A cyber-layer based on weighted average consensus in blockchain environment for accurate sharing of power systems’ dynamic states

Sharing the dynamic states among power system generators is crucial for wide-area monitoring, decentralized control, and protection of the prospective smart grid. However, this sharing process is subject to cyber–physical contingency conditions, which limits its accuracy. This paper proposes a framework that incorporates a cyber-layer with the power system to ensure accurate sharing of the generators’ dynamic states. The proposed framework utilizes a weighted average consensus mechanism within a blockchain environment. The consensus ensures that the communication links/data among generator buses are reliable in both directions and that any link/data failure is detected to guarantee the validity, and hence accuracy of the shared generators’ states. Moreover, a smart contract at each generator applies the proposed consensus mechanism and credits the validator generator bus that creates the next block in the states’ blockchain after achieving the consensus.
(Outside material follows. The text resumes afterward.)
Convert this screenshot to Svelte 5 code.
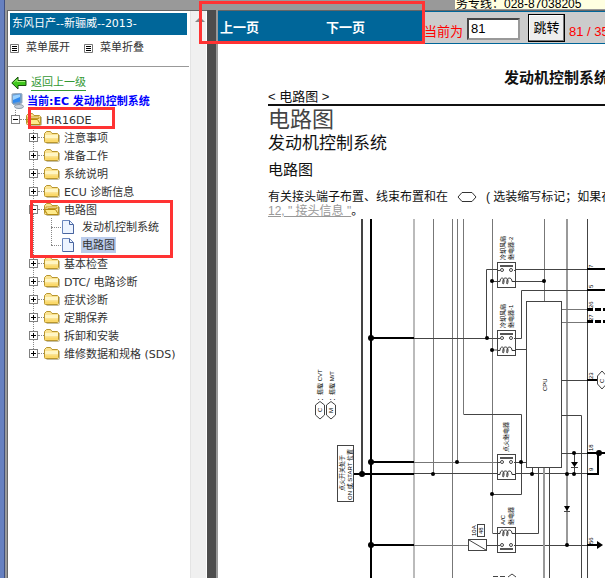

Finally, the proposed framework is tested on the standard IEEE 3-generator 9-bus power system under data contingency conditions. The generators’ speed states are tested, while the other states can be verified in a similar manner. Simulation results show the ability of the proposed framework to ensure accurate sharing of the generators’ speed states and to detect possible cyber-attacks, compared to the case without using the proposed framework.